Originally published on Feb 5, 2014 on YouTube, this video shows a dataset graphically with various colors that represent different entity types as follows:

  • Blue: Domain
  • Yellow: IP address
  • Green: AS number

The edges between the nodes in the graph represent different connection types:

  • Domain to IP: A certain domain is mapped to a certain IP
  • IP to ASN: A certain IP belongs to a certain ASN
  • Domain to Domain: Related domain or Co-occurrences

This is a nice example of the type of visualization needed for cyberspace situational awareness. Each node in the graph is an object in the object-base. The user should be able to filter and drill down as required.

For example, if using augmented reality (AR) tools, the user should be able to visualize the network as a graph of objects connected at the network layer (not necessarily at the physical layer). This means when one object (a client process on a computer) establishes a connection with another object (a server, for example), the colors of both objects change and become nodes in a graph where the connection is represented as an edge.
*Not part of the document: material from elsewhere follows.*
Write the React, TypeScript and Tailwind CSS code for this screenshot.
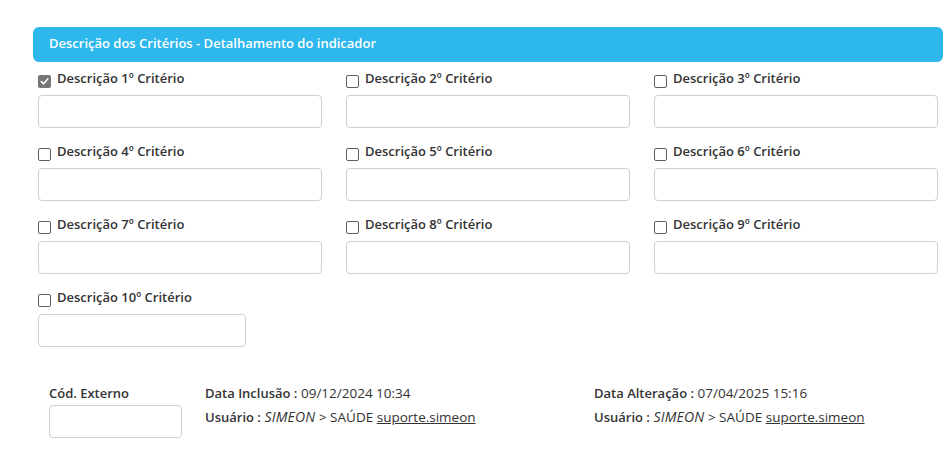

Then, the user can “travel” though the network using hand gestures and drill down and view what is going on any object they have access rights to view. For example, they could filter the view to an application view of the objects, if necessary. If the client (for example a state actor) had successfully gained access to an object, the user could open the object and then view an augmented graphical representation of the file system of that object. For example, if the object was capable of showing changes to the file system (foe example using iNotify tools on a Linux server), the graph could illustrate changes to the file system in real time.

This is the kind of visualization needed to realize cyberspace situational awareness.